MOSTLY SWEET WITH A FEW NUTS
Murder of African alarms Russia.
This year has seen a sharp rise on attacks on foreigners in Russia.
A Russian youth movement allied to President Vladimir Putin is to demand action against racist violence after the murder of an African student.
A spokesman for Nashi (Our People) said it wanted public condemnation of rising racial intolerance in St Petersburg, Mr Putin's native city. A Cameroonian was stabbed to death and a Kenyan citizen wounded in attacks in the city on Saturday evening. Russian prosecutors say they suspect both crimes were racially motivated.

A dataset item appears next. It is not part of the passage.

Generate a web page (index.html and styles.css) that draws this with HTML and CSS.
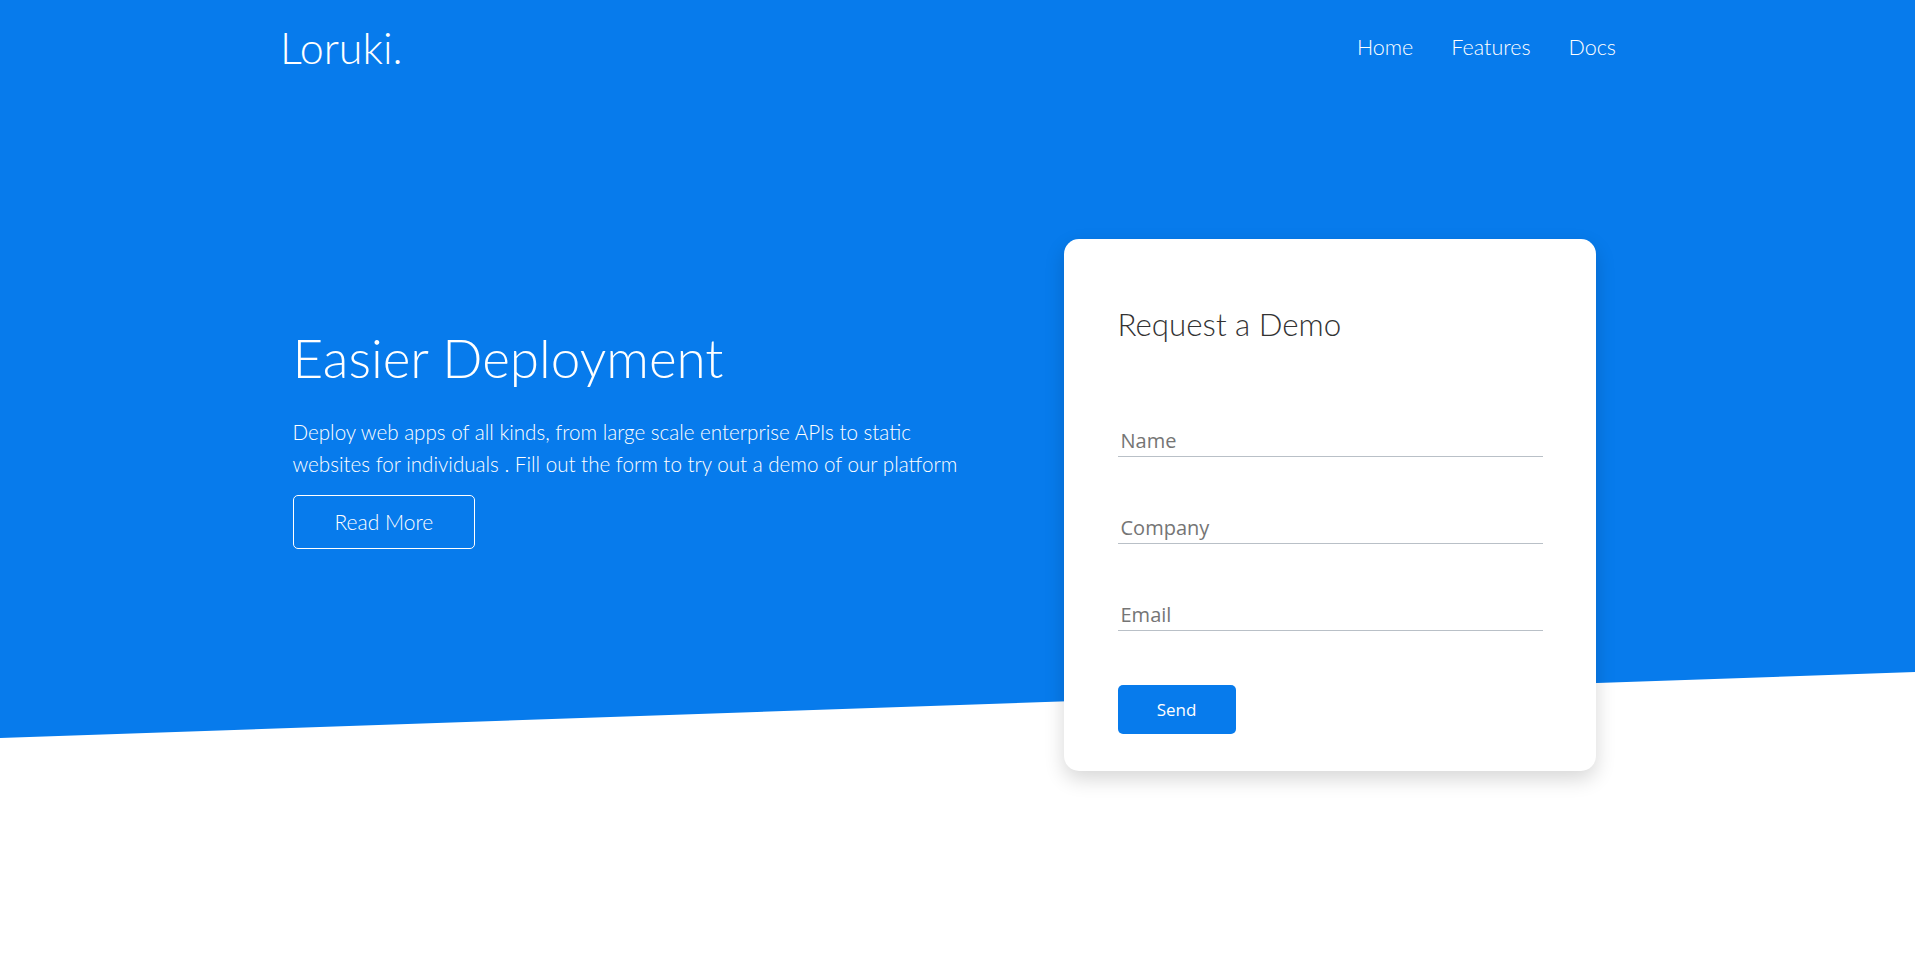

The Cameroonian, identified as Kanhem Leon, was attacked by a group of five or six youths dressed in dark clothing and black hats, a spokeswoman for the St Petersburg prosecutor said. A Namibian student with the victim managed to escape from the scene, said Yelena Ordynskaya. The Kenyan was attacked 300 metres away at around the same time. A spokesman for Africans in the city, named as Desire Defoe, was quoted by Russian media as saying that foreign students in St Petersburg planned to hold a protest shortly. Nashi said they wanted to raise xenophobic attacks with the Public Chamber of the Russian Federation, a recently created advisory body. "We demand that the St Petersburg authorities stop the outrages in the city," said Nashi press secretary Ivan Mostovich.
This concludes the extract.